Mohomed previously worked as a driver for Uber, but didn’t find it as profitable as he had hoped. He has been working at Smoker Friendly with his brother for about a year now, and isn’t sure what he will do if the business is forced to close. 

Nearly 800 businesses in San Francisco sell e-cigarettes. And Abdul Mohomed is one of many small-business owners who are worried for their businesses. 

In a press release from the Arab-American Grocers Association, grocer Rokia Sharifi said, “After last year’s ban, we lost $1,500 a day,” adding that he’d predict this new ban could cause a loss of up to $500 per day. 

“The store will not be able to break even if this most recent proposed ban passes. There is nothing else at this point I can bring in to make up for the loss of sales.”

The not-so-small San Francisco business that will be hurt by the ban: JUUL Labs, which controls nearly three-quarters of the e-cig market, and whose stated mission is to help adults quit smoking by developing a “satisfying alternative to cigarettes.” It’s responsible for the most popular form the e-cigarette; Juul, an unassuming device the size of a thumb drive, as sleek as an Apple product, and decidedly appealing to youth. 

Until now, JUUL has thrived in the Bay Area and beyond: Its revenue in 2018 was $2 billion.

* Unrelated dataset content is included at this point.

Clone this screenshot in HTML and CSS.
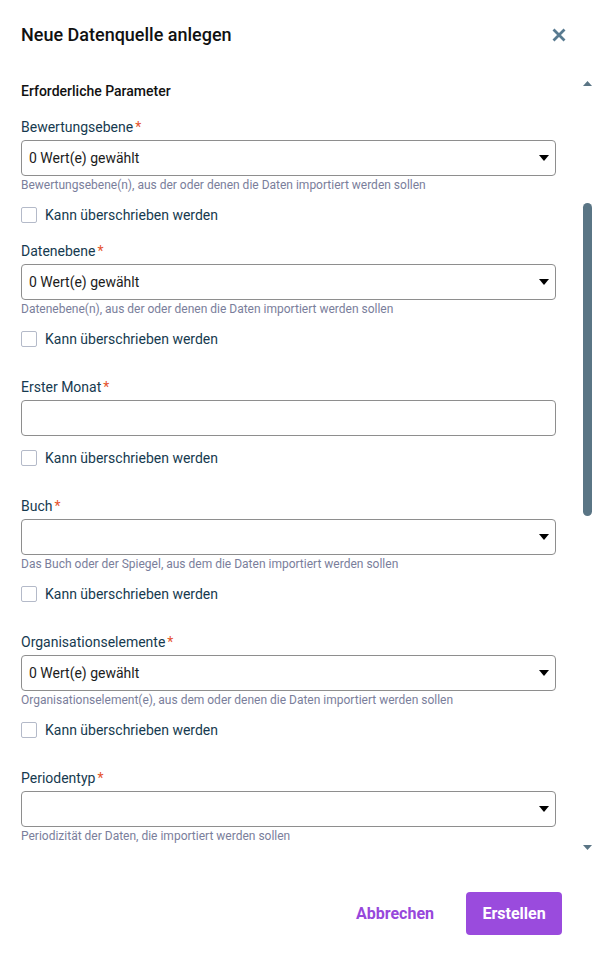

In this past year, JUUL executives have struck a conciliatory tone, promising that they never meant for teens to use their products. JUUL sent Mission Local a statement on Monday that it shares the board’s goal to keep tobacco and vapor products out of the hands of anyone under 21 — which is why it stopped selling the teen-friendly flavored products (mango! cucumber!), enhanced its online age-verification, and shut down its social media sites. 

Still, JUUL unsurprisingly objects to San Francisco’s pending ban. 

“The prohibition of vapor products for all adults in San Francisco will not effectively address underage use and will leave cigarettes on shelves as the only choice for adult smokers, even though they kill 40,000 Californians every year,” said the statement. 

The proposed bill is not retroactive, so JUUL will still be allowed to manufacture but not sell its products in San Francisco. 

As for Abdul and Rokia and other small shops, their biggest hope of continued livelihood is a proposed working group to address mitigating losses. According to Rokia, this includes reassessing the Cigarette Litter Abatement Fee; the 85 cents per pack of cigarettes sold that every retailer has to pay to the city. It also includes a proposed tobacco license buy-back program for businesses who may no longer profit from having the license, and potentially allocating more funds to the Healthy Retail SF Program, a city initiative that incentivizes corner stores into becoming places where healthy, fresh food is sold — so they don’t have to rely on the sales of e-cigarettes. 

Nicolas Cristobal, a manager at Cannabis Boutique on Mission street, said the ban isn’t expected to hurt dispensaries because they don’t have a tobacco license or sell e-cigarettes. But as a smoker, he says he doesn’t think the bill cracks down on underage vaping in exactly the right way.

“It’s a double-edged sword,” he said. “I don’t want little kids smoking. But adults should be able to make their own choices.”